Amargosa Opera House WP_20150831_040 WP_20150831_055 WP_20150831_076

This was set up in the 1920s as part of the mining village, which became a ghost town when the Borax industry left. However, in the 1960s, the ballet dancer and Broadway star Marta Becket discovered it when she got a flat tyre on a trip through Death Valley. At that point, the theatre building was disused and fallen into disrepair. In an instant she decided to renovate it, and over the next few years she lovingly restored it and started performing her one-woman show there. Now, there are not many residents in Death Valley Junction, so audience figures were low. So she decided to paint an audience on the walls of the theatre. The whole process took her 6 years, but the result is the most amazing set of murals on the walls and ceiling of this tiny jewel of a theatre. We were shown around by Gregory, who now runs the attached hotel and performs in the theatre during the winter months. He is absolutely passionate about the theatre, about Marta Becket’s work, and about the legacy she has left – and rightly so. This is really one of the most admirable projects we have ever encountered, and Marta Becket (now 91) must go down as one of the most inspirational women we have come across.

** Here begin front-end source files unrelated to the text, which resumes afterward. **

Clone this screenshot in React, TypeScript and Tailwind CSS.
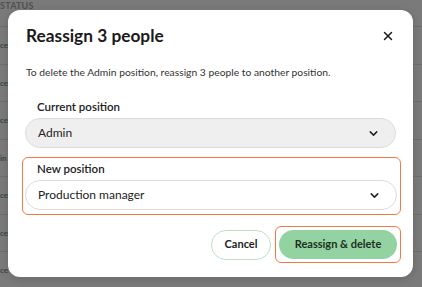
import { X, ChevronDown } from "lucide-react"

const ROWS = ["ce", "ce", "ce", "in", "ce", "ce", "ce"]

function Select({ value, muted }: { value: string; muted?: boolean }) {
  return (
    <div
      className={`flex h-[30px] items-center justify-between rounded-full border border-[#dcdcdc] pl-[12px] pr-[15px] ${
        muted ? "bg-[#efefef]" : "bg-white"
      }`}
    >
      <span className="text-[12px] text-[#222]">{value}</span>
      <ChevronDown size={13} strokeWidth={2.75} className="text-[#222]" />
    </div>
  )
}

export default function App() {
  return (
    <div className="relative h-[287px] w-[422px] overflow-hidden bg-[#7a7a7a] font-['Lato',sans-serif]">
      {/* table behind the overlay */}
      <div className="flex flex-col">
        <div className="h-[27px] border-b border-[#6e6e6e] pt-[1px] text-[9px] font-bold leading-[10px] tracking-wide text-[#505050]">
          STATUS
        </div>
        {ROWS.map((r, i) => (
          <div key={i} className="flex h-[37.5px] items-center border-b border-[#6e6e6e]">
            <span className="text-[8px] font-bold text-[#34493a]">{r}</span>
          </div>
        ))}
      </div>

      {/* dialog */}
      <div className="absolute left-[8px] top-[10px] flex h-[267px] w-[405px] flex-col rounded-[12px] bg-white px-[17px] shadow-[0_2px_8px_rgba(0,0,0,0.15)]">
        <div className="mt-[15px] flex items-center justify-between pl-[1px]">
          <h2 className="text-[17.3px] font-bold leading-[22px] text-[#1a1a1a]">Reassign 3 people</h2>
          <X size={14} strokeWidth={2.5} className="mr-[1px] text-[#1a1a1a]" />
        </div>
        <p className="mt-[19px] pl-[1px] text-[10.3px] leading-[12px] text-[#333]">
          To delete the Admin position, reassign 3 people to another position.
        </p>

        <label className="mt-[22px] pl-[12px] text-[11.5px] font-semibold leading-[14px] text-[#222]">
          Current position
        </label>
        <div className="mt-[4px]">
          <Select value="Admin" muted />
        </div>

        <div className="ml-[-3px] mr-[-5px] mt-[9px] rounded-[6px] border-[1.5px] border-[#f07a45] pb-[4px] pl-[2px] pr-[3px] pt-[4px]">
          <label className="block pl-[12px] text-[11.5px] font-semibold leading-[14px] text-[#222]">New position</label>
          <div className="mt-[4px]">
            <Select value="Production manager" />
          </div>
        </div>

        <div className="mt-[11px] flex items-center justify-end gap-[4px]">
          <button className="h-[30px] w-[60px] rounded-full border border-[#b9e2c4] bg-white text-[11px] font-bold text-[#222]">
            Cancel
          </button>
          <div className="mr-[-5px] rounded-[6px] border-[1.5px] border-[#f07a45] p-[3px]">
            <button className="h-[29px] w-[118px] rounded-full bg-[#93d3a2] text-[11px] font-bold text-[#1f2f22]">
              Reassign &amp; delete
            </button>
          </div>
        </div>
      </div>
    </div>
  )
}
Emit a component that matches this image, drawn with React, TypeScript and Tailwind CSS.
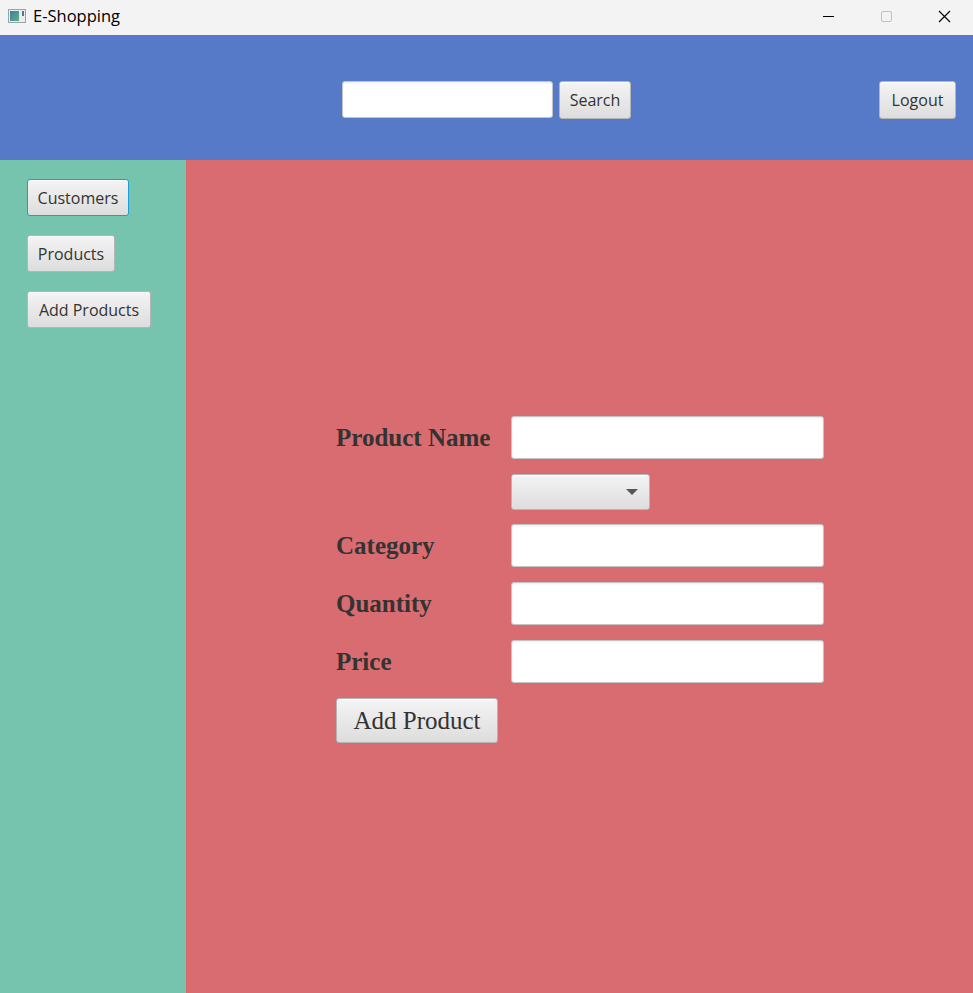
const fxButton =
  "rounded-[3px] border bg-gradient-to-b from-[#f4f4f4] to-[#dddddd] text-[#333333] shadow-[inset_0_1px_0_#ffffff]";

const fxField =
  "rounded-[3px] border border-[#c4c4c4] bg-white shadow-[inset_0_1px_2px_rgba(0,0,0,0.08)] outline-none";

const TitleBar = () => (
  <div className="flex h-[35px] items-center bg-[#f3f3f3] pb-[3px] text-black">
    <div className="ml-[8px] flex h-[14px] w-[18px] items-center border border-[#9aa3a6] bg-[#e8ecec] p-[1px]">
      <div className="h-full w-[9px] bg-gradient-to-br from-[#3d7f9a] to-[#5fae8a]" />
      <div className="ml-auto h-[5px] w-[2px] self-start bg-[#4a7d90]" />
    </div>
    <span className="ml-[7px] font-['Open_Sans',sans-serif] text-[16.5px] leading-none">E-Shopping</span>
    <div className="ml-auto flex h-full items-center">
      <div className="flex h-full w-[58px] items-center justify-center">
        <div className="h-[1px] w-[11px] bg-black" />
      </div>
      <div className="flex h-full w-[58px] items-center justify-center">
        <div className="h-[11px] w-[11px] rounded-[2px] border border-[#c0c0c0]" />
      </div>
      <div className="flex h-full w-[58px] items-center justify-center">
        <svg width="13" height="13" viewBox="0 0 13 13">
          <path d="M1 1L12 12M12 1L1 12" stroke="#000" strokeWidth="1.1" />
        </svg>
      </div>
    </div>
  </div>
);

const Header = () => (
  <div className="flex h-[125px] items-start bg-[#5679c8] pt-[46px] font-['Open_Sans',sans-serif]">
    <div className="ml-[342px] flex items-start gap-[6px]">
      <input className={`${fxField} h-[37px] w-[211px] px-2`} />
      <button className={`${fxButton} h-[38px] w-[72px] border-[#b5b5b5] text-[16px]`}>Search</button>
    </div>
    <button className={`${fxButton} ml-auto mr-[17px] h-[38px] w-[77px] border-[#b5b5b5] text-[16px]`}>
      Logout
    </button>
  </div>
);

const Sidebar = () => (
  <div className="flex w-[186px] flex-col items-start gap-[19px] bg-[#77c4ae] pl-[27px] pt-[19px] font-['Open_Sans',sans-serif]">
    <button className={`${fxButton} h-[37px] w-[102px] border-[#1e9bd7] text-[16px] shadow-[0_0_0_1px_#a9dcf3]`}>
      Customers
    </button>
    <button className={`${fxButton} h-[37px] w-[88px] border-[#b5b5b5] text-[16px]`}>Products</button>
    <button className={`${fxButton} h-[37px] w-[124px] border-[#b5b5b5] text-[16px]`}>Add Products</button>
  </div>
);

const Label = ({ children }: { children: string }) => (
  <div className="w-[175px] text-[25px] font-bold leading-none text-[#333333]">{children}</div>
);

const Row = ({ label }: { label: string }) => (
  <div className="flex items-center">
    <Label>{label}</Label>
    <input className={`${fxField} h-[43px] w-[313px] px-2`} />
  </div>
);

const AddProductForm = () => (
  <div className="flex flex-1 flex-col bg-[#d96c70] pl-[150px] pt-[256px] font-['Liberation_Serif',serif]">
    <div className="flex flex-col gap-[15px]">
      <Row label="Product Name" />
      <div className="-mb-[1px] flex items-center">
        <div className="w-[175px]" />
        <div className={`${fxButton} relative h-[36px] w-[139px] border-[#b5b5b5]`}>
          <div className="absolute right-[11px] top-[14px] h-0 w-0 border-x-[6px] border-t-[6px] border-x-transparent border-t-[#555555]" />
        </div>
      </div>
      <Row label="Category" />
      <Row label="Quantity" />
      <Row label="Price" />
      <div>
        <button className={`${fxButton} h-[45px] w-[162px] border-[#b5b5b5] text-[25px] leading-none`}>
          Add Product
        </button>
      </div>
    </div>
  </div>
);

export default function App() {
  return (
    <div className="flex h-[993px] w-[973px] flex-col overflow-hidden">
      <TitleBar />
      <Header />
      <div className="flex flex-1">
        <Sidebar />
        <AddProductForm />
      </div>
    </div>
  );
}
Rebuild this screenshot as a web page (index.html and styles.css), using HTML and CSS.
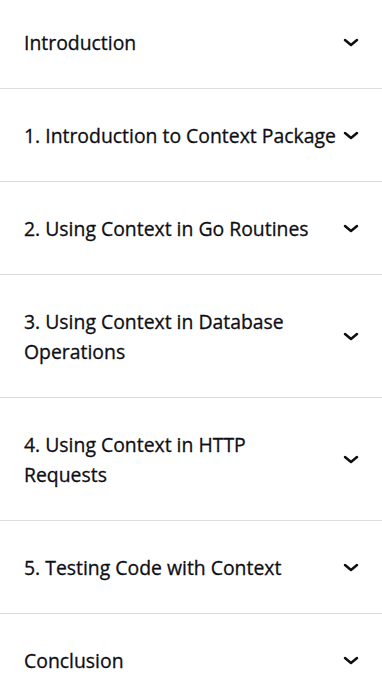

We said our good-byes to Amargosa Opera House to continue our journey. Lunching at a one-horse roadside town called Shoshone (named for the local Native Americans), we then took one of the most desolate roads we have yet travelled towards our final destination. For forty miles, the road meandered through stunning nothingness, sometimes in twists and turns, sometimes in long, straight, never-ending stretches of asphalt. In the course of that hour, we saw just four other cars. This was even quieter than Death Valley!

Nevada the road to Nevada

We had reached Nevada, whose landscape is subtly different than California – red rocks rather than sandy, and the occasional mountain goat in amongst the Joshua Trees. Eventually, we came across the major highway, and it wasn’t long then before we caught sight of our next destination: Las Vegas, aka Weird Town in the Desert.